Record list
◇ ◇ ◇

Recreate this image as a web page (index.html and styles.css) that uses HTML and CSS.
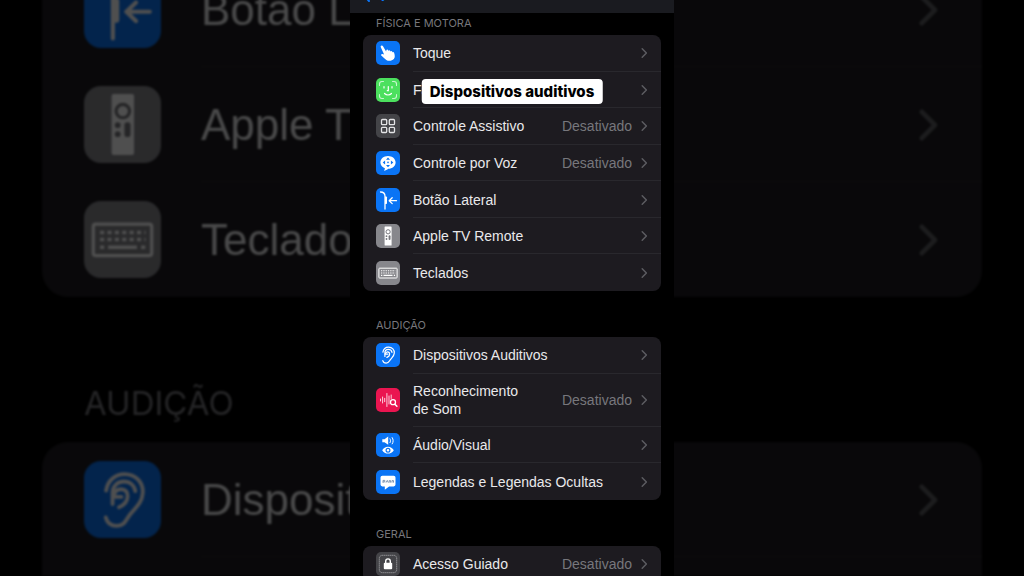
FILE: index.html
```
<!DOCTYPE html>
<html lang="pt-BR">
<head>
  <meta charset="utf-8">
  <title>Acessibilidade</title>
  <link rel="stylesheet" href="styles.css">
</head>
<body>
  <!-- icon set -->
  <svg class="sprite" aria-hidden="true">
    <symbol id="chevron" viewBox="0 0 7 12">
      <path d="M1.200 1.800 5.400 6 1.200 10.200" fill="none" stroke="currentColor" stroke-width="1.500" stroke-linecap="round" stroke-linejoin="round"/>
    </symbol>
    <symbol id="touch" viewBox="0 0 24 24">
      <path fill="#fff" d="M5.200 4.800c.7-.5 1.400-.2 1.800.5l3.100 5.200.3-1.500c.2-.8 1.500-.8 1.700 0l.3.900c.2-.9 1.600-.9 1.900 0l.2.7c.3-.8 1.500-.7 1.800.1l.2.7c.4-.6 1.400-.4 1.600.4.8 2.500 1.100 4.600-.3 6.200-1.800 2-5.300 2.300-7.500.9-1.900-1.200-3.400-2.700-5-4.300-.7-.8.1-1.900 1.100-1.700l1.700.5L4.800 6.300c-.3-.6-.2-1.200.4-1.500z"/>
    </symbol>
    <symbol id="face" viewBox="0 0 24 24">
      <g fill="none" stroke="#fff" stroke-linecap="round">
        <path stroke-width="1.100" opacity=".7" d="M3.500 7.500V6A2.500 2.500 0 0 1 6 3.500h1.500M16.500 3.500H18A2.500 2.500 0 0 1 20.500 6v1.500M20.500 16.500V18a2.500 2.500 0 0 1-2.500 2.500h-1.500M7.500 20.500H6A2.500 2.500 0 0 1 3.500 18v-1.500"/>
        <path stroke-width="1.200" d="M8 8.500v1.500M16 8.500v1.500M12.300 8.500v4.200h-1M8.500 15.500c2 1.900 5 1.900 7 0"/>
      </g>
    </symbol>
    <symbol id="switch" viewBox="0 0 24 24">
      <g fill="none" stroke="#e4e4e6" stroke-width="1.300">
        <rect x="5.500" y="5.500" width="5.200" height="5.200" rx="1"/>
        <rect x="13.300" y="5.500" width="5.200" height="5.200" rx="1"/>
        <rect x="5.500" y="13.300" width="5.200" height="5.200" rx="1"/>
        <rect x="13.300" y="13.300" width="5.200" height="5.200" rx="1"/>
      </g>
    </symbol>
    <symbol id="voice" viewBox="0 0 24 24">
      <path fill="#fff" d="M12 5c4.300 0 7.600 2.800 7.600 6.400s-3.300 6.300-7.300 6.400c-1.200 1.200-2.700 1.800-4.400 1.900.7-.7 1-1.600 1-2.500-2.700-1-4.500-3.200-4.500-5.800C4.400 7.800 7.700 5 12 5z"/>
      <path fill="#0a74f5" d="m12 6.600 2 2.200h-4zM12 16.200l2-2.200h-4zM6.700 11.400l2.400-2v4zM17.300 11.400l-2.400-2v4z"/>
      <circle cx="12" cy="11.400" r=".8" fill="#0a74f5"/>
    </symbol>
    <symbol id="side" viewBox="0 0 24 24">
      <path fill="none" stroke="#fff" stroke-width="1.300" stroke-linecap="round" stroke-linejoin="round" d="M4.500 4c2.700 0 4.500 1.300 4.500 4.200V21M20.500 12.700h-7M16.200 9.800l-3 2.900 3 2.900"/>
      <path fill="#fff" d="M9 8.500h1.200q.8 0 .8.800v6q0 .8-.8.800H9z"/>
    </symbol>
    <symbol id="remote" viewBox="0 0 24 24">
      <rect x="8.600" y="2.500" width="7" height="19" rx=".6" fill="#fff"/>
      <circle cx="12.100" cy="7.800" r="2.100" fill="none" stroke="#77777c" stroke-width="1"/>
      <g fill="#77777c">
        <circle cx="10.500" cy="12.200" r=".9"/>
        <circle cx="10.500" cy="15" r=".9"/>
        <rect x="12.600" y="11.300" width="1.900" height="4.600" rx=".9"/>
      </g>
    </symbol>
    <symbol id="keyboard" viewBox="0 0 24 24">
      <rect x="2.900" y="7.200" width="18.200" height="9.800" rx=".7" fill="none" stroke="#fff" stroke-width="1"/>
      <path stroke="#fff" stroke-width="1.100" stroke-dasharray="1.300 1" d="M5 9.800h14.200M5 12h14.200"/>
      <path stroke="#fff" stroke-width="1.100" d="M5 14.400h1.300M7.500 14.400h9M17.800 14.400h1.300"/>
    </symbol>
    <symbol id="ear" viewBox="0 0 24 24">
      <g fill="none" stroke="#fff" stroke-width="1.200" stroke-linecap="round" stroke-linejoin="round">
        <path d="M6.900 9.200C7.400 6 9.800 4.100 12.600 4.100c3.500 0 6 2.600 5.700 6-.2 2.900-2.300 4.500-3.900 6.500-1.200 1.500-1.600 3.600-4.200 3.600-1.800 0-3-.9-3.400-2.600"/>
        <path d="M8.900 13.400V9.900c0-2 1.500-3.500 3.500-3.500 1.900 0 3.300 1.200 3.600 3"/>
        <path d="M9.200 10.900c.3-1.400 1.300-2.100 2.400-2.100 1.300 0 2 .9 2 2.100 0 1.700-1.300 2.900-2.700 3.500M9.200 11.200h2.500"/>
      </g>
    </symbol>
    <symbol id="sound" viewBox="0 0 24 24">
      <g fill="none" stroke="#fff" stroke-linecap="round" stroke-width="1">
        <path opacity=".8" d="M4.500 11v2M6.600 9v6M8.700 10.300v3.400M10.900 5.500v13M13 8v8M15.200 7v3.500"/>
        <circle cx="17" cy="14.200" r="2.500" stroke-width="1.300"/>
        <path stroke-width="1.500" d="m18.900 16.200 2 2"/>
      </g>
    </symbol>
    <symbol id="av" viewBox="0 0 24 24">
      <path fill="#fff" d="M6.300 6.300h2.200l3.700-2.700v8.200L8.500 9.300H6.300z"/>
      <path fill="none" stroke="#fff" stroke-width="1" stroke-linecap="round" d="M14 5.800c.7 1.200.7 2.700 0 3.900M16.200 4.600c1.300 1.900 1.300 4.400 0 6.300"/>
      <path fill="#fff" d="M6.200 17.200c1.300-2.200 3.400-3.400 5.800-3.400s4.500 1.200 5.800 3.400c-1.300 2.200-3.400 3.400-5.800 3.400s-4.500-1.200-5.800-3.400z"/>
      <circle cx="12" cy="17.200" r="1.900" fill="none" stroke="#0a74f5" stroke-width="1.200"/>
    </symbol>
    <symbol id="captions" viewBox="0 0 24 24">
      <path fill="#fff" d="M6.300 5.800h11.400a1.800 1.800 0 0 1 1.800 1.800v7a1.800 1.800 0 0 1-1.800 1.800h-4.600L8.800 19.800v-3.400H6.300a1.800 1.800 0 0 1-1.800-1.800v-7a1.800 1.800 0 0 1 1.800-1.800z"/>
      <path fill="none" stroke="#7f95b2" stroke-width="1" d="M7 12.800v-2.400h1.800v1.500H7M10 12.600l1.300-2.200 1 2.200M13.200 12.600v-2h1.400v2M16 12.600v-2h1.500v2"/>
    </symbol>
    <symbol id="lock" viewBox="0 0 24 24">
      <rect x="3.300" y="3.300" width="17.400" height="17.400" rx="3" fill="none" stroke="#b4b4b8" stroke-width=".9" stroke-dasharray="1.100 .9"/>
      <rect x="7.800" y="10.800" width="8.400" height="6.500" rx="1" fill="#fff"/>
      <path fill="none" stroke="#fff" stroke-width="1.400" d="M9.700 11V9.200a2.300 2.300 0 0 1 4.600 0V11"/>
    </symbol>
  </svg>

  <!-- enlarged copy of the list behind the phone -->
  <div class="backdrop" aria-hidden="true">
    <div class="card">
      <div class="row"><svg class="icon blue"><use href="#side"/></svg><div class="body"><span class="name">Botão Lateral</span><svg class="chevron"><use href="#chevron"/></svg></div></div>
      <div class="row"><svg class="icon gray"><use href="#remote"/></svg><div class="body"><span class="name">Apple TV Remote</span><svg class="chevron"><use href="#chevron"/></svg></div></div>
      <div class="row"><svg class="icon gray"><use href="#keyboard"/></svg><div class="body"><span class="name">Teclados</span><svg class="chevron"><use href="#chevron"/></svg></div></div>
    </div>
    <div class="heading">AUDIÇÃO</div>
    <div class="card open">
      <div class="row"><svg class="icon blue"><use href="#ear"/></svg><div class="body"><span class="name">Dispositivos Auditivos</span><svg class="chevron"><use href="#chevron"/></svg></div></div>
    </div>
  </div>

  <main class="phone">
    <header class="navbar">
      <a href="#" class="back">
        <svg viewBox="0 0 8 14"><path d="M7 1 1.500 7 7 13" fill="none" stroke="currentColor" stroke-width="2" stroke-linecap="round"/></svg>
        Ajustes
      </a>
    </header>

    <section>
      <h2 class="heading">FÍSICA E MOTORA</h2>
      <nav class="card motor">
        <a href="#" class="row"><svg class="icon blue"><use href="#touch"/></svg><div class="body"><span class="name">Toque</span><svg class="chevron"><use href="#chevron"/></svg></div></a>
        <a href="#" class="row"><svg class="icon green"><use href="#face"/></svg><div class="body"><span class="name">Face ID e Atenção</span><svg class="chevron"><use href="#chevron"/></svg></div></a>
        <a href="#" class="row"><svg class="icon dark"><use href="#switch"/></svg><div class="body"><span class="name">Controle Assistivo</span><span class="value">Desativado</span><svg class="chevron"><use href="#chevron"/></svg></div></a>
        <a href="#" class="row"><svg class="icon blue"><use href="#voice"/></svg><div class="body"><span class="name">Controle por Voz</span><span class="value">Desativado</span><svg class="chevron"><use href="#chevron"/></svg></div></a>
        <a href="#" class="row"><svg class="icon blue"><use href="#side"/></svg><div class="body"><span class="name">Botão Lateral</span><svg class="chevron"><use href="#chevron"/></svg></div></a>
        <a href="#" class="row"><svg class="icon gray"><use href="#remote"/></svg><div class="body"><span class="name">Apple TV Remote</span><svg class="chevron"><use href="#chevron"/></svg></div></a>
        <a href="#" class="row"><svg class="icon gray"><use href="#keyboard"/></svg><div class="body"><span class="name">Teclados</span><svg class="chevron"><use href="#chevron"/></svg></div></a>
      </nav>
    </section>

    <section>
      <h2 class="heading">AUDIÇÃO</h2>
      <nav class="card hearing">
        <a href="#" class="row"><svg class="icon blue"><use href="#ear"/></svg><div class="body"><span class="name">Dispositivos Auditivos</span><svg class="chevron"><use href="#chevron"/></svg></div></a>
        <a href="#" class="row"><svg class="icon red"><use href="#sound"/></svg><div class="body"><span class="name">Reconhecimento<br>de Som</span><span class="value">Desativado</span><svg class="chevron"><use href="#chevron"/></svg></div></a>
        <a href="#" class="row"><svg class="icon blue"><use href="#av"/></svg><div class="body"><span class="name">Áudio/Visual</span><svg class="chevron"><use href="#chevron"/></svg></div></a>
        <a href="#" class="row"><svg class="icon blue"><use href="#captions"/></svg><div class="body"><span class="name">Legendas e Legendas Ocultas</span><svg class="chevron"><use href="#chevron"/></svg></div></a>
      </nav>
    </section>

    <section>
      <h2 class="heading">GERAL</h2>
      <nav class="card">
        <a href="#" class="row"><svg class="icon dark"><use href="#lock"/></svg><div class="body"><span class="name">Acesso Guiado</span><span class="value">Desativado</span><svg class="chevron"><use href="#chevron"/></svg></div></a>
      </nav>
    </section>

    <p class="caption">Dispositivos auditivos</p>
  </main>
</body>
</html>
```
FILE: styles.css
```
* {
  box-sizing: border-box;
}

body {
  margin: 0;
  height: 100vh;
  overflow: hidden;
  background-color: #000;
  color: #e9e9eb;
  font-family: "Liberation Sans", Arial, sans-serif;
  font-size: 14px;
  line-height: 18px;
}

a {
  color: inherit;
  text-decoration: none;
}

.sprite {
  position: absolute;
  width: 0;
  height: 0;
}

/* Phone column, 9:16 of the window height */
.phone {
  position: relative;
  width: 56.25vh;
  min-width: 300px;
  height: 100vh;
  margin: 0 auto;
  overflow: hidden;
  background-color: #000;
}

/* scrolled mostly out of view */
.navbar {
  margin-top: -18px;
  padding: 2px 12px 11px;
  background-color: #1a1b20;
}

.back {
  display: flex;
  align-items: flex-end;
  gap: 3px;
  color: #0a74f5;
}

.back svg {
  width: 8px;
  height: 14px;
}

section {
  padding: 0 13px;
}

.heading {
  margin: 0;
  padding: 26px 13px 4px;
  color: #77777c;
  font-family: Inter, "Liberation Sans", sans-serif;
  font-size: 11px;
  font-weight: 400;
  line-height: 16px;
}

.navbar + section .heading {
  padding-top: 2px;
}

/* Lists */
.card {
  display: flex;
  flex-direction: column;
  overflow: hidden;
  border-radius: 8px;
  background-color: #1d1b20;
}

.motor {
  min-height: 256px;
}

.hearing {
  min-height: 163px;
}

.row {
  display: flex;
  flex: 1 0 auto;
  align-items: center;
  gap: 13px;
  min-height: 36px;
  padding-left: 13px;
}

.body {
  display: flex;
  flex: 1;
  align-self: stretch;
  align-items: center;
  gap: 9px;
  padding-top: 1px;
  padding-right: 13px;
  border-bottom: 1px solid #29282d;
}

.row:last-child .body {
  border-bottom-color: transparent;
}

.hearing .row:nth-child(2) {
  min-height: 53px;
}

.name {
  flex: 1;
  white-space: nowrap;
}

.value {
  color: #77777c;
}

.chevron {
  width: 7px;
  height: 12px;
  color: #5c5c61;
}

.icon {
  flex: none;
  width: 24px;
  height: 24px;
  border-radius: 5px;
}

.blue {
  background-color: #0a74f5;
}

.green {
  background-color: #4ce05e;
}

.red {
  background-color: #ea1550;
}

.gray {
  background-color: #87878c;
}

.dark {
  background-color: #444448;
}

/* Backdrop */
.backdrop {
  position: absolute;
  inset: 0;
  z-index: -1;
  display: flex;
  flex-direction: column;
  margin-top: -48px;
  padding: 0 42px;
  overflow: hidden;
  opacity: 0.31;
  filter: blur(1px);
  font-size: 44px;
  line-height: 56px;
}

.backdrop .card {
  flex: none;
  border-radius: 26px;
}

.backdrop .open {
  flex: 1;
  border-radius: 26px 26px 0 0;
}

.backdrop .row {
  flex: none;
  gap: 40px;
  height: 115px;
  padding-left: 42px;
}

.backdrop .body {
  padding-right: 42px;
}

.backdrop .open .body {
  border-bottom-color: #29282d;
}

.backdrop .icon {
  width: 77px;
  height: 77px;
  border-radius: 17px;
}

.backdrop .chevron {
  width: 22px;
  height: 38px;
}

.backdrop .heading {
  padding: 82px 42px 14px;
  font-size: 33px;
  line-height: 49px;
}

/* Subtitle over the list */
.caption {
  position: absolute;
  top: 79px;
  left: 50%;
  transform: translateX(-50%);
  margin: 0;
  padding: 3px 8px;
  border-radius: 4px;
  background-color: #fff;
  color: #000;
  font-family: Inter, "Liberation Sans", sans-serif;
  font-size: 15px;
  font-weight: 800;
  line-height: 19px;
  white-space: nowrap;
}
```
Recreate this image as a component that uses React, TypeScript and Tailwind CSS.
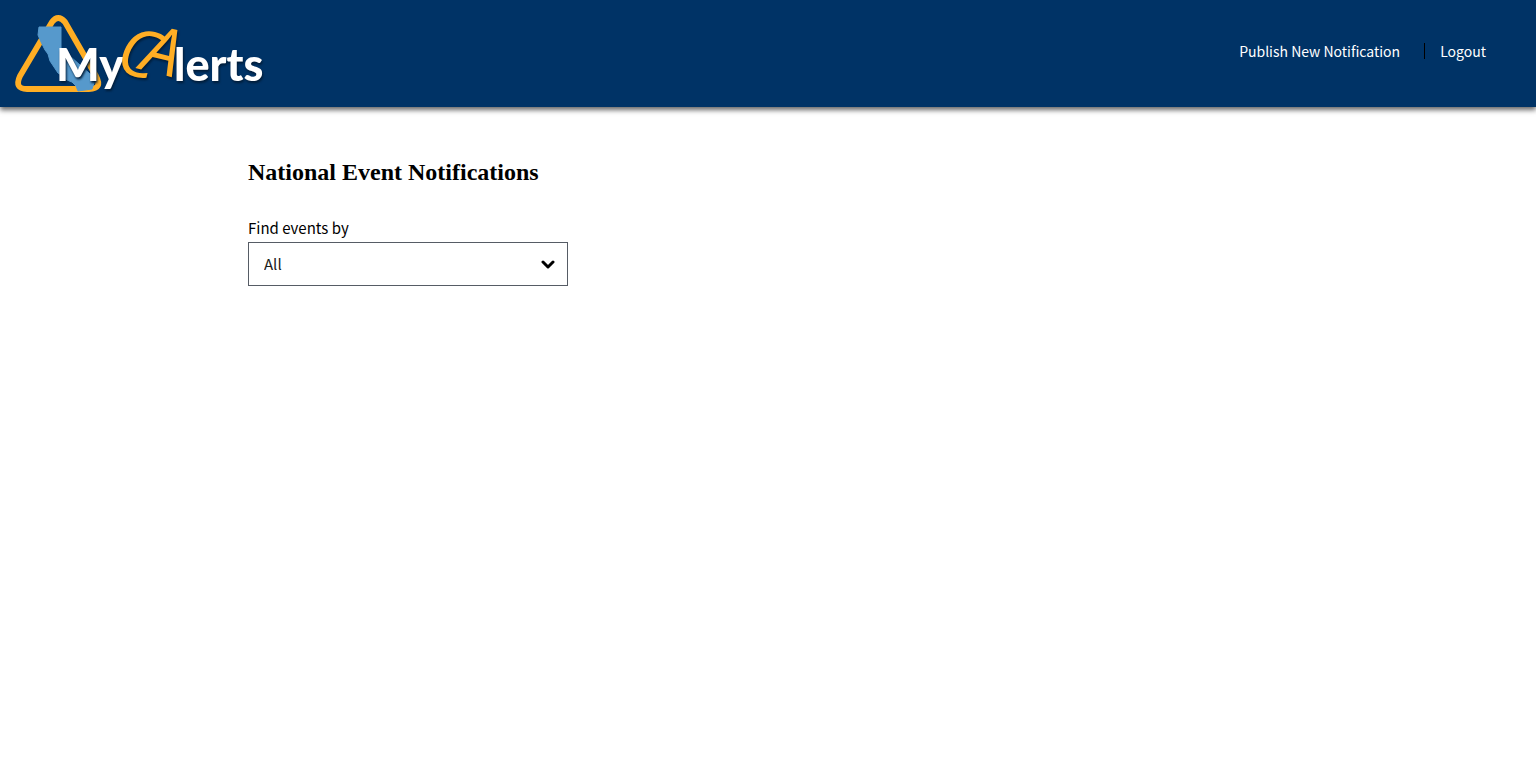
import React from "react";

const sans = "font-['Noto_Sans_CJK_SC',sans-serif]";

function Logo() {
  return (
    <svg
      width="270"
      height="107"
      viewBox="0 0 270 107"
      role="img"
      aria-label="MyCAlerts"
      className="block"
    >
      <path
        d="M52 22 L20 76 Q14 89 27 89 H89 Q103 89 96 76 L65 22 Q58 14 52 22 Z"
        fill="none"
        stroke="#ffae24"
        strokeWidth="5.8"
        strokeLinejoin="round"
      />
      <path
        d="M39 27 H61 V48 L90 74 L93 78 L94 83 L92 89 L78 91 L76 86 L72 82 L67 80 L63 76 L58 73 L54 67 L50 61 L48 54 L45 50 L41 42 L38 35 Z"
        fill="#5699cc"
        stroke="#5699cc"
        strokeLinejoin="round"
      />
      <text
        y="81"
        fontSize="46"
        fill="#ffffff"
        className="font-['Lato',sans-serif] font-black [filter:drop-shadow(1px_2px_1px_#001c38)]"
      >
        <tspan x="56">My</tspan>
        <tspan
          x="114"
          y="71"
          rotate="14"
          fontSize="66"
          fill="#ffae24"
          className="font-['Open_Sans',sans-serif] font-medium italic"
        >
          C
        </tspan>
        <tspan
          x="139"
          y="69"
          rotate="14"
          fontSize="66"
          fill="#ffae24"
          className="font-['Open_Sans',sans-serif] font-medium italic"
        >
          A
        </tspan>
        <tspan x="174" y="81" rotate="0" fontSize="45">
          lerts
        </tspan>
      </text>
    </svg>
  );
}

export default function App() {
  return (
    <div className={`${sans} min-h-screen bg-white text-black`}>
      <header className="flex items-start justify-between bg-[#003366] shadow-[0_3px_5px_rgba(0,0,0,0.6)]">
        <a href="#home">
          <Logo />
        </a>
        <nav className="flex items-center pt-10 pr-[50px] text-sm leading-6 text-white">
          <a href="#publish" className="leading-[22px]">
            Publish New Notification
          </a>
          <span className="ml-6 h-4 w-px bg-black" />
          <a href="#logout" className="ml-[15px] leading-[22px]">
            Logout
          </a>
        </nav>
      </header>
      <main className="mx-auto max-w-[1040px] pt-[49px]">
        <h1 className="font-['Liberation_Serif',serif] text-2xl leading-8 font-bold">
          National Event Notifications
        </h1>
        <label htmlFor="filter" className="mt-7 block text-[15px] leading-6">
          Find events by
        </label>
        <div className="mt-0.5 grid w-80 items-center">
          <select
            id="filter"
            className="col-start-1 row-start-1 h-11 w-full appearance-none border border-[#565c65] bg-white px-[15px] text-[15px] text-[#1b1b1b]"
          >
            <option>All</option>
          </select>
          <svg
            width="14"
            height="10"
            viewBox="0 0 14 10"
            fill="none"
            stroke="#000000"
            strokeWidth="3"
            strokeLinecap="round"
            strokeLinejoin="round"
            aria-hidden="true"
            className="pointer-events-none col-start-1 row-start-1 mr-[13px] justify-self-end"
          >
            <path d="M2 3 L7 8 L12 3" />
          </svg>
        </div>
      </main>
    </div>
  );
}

◇ ◇ ◇

Only a number is wanted: how many lines contain "uses"?

Result for this exercise
2